----- DATA FOR THIS EXERCISE -----

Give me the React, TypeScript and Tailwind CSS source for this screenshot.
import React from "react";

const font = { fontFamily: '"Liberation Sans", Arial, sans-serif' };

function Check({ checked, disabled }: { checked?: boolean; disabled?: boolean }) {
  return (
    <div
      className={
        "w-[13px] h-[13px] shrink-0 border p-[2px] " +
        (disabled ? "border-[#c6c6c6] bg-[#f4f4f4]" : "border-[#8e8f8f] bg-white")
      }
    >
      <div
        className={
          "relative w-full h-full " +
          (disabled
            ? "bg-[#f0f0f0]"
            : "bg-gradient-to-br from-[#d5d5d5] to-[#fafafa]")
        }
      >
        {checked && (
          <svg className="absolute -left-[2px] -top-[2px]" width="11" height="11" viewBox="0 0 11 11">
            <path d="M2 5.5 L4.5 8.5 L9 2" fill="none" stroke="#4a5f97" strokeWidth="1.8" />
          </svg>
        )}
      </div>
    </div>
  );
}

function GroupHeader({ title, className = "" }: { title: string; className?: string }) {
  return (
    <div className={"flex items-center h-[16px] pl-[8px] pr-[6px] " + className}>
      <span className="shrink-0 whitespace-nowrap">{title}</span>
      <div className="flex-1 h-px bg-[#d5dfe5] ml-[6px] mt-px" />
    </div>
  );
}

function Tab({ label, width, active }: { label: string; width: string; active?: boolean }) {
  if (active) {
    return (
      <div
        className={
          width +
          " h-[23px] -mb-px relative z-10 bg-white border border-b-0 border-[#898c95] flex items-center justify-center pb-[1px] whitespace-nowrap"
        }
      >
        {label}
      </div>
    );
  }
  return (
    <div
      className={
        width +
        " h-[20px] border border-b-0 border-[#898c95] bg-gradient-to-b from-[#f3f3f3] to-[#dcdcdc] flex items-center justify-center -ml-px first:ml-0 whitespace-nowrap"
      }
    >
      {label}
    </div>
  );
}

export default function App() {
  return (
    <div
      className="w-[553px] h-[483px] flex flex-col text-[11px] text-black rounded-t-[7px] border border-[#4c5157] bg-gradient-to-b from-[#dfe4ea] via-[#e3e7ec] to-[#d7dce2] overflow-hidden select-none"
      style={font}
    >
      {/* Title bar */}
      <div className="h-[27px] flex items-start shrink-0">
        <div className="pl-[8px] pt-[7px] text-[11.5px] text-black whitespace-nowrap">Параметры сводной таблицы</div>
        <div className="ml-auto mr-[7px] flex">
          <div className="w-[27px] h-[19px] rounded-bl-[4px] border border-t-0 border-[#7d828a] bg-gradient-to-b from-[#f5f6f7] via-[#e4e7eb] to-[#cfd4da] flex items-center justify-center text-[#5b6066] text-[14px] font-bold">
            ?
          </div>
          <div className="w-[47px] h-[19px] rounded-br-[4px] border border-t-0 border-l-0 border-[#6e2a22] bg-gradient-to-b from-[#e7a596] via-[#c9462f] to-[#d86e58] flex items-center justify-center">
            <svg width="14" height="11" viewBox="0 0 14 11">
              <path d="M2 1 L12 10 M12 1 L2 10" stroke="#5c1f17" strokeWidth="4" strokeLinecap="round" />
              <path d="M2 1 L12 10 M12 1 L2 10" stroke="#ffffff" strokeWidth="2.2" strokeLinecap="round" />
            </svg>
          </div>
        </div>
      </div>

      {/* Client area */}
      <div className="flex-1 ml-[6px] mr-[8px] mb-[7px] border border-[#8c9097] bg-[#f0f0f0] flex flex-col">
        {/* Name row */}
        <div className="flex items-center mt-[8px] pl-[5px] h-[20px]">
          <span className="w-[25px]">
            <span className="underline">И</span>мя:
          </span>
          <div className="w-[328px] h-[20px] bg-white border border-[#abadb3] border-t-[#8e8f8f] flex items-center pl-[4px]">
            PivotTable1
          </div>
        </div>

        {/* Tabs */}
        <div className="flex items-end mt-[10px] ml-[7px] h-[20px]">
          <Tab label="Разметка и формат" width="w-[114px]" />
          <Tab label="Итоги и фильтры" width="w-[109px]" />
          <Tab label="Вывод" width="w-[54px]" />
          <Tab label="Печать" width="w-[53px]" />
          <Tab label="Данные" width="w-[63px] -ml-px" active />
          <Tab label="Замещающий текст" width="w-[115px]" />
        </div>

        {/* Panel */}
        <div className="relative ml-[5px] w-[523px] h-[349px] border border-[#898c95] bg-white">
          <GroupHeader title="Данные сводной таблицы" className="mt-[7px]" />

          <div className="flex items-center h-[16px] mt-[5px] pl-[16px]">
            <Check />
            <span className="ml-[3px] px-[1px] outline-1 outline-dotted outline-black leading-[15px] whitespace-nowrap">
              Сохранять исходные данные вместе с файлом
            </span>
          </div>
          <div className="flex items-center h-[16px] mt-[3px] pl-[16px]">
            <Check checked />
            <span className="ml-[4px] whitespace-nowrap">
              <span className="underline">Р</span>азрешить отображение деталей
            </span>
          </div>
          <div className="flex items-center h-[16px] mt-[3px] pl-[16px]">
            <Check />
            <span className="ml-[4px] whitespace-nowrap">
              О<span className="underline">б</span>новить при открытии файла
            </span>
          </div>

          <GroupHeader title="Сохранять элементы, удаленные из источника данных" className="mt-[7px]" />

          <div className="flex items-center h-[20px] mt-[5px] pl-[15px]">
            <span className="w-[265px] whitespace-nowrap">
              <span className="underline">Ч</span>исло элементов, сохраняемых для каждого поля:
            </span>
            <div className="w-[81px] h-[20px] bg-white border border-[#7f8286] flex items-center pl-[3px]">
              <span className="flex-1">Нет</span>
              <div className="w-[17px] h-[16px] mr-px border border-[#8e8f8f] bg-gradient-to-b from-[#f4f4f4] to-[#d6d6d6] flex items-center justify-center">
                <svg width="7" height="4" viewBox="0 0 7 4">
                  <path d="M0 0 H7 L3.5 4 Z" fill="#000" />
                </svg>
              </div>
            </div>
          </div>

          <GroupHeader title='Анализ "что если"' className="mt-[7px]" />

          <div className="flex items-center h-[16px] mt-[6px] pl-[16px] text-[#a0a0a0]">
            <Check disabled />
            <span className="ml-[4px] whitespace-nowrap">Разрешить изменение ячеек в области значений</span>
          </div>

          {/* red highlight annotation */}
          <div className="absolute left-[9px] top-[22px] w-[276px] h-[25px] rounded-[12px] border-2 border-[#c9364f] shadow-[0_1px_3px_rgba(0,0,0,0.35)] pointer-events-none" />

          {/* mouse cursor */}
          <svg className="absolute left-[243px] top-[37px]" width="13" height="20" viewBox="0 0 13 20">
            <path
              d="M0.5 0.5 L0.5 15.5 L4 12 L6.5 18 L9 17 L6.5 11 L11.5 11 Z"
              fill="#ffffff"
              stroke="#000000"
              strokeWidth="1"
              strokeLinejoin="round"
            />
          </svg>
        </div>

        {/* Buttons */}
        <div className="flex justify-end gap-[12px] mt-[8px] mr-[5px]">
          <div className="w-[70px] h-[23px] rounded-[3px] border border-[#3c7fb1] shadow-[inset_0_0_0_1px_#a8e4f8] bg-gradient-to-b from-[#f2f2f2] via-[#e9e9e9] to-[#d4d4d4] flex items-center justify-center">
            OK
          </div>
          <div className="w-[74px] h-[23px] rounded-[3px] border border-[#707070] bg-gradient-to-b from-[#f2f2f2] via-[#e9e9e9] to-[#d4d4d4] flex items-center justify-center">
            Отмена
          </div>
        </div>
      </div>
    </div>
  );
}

-----
----- DATA FOR THIS EXERCISE -----

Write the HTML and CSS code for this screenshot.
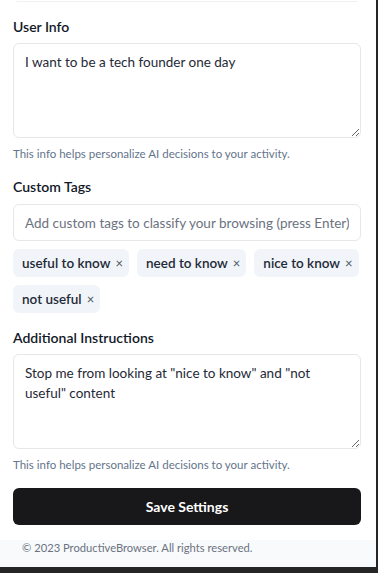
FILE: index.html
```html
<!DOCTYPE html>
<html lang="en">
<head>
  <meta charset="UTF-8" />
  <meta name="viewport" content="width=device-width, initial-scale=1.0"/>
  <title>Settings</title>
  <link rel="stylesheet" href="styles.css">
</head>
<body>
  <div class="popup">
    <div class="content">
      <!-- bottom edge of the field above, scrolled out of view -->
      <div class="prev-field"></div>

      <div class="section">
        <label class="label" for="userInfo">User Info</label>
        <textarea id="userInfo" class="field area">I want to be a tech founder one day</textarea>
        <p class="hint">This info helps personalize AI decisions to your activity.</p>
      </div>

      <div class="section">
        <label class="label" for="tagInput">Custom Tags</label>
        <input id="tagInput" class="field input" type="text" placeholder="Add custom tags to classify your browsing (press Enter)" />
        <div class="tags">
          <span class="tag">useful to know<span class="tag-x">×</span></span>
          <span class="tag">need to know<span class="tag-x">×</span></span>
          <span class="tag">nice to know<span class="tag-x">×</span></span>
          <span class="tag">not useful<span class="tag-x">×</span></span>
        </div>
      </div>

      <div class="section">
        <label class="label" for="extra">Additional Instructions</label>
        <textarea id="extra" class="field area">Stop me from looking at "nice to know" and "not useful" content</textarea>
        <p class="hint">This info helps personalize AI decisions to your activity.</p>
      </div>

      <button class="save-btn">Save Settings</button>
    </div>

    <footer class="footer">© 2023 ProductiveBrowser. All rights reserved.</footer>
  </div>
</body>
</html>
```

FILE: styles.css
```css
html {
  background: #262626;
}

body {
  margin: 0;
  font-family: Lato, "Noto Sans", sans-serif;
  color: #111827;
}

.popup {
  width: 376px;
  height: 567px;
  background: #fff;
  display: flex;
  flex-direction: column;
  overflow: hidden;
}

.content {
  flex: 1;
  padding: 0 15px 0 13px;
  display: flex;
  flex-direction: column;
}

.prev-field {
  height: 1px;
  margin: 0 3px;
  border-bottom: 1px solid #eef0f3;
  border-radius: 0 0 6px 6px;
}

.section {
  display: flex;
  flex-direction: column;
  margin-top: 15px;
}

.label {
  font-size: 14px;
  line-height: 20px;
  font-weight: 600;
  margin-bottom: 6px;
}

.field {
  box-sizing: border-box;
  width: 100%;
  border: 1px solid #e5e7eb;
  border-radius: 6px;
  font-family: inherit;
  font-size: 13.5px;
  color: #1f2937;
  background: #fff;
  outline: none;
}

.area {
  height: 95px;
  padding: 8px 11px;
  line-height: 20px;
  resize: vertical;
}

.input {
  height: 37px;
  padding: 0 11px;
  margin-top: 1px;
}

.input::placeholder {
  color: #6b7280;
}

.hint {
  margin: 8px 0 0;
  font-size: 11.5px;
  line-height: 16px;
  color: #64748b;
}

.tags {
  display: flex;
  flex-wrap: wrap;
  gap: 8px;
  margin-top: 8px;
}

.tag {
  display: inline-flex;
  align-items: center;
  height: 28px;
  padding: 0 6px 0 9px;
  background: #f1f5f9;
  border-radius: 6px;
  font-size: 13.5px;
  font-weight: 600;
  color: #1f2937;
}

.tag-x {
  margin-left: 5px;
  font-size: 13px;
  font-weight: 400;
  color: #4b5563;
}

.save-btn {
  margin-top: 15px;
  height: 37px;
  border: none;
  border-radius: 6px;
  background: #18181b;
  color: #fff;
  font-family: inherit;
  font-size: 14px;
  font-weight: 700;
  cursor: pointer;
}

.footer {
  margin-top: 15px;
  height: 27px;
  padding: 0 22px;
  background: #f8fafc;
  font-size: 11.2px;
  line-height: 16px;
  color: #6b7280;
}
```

-----

**REQUEST:** Find how many lines in the material hold the word "React" and state that number alone.

**FULL SOLUTION:** 2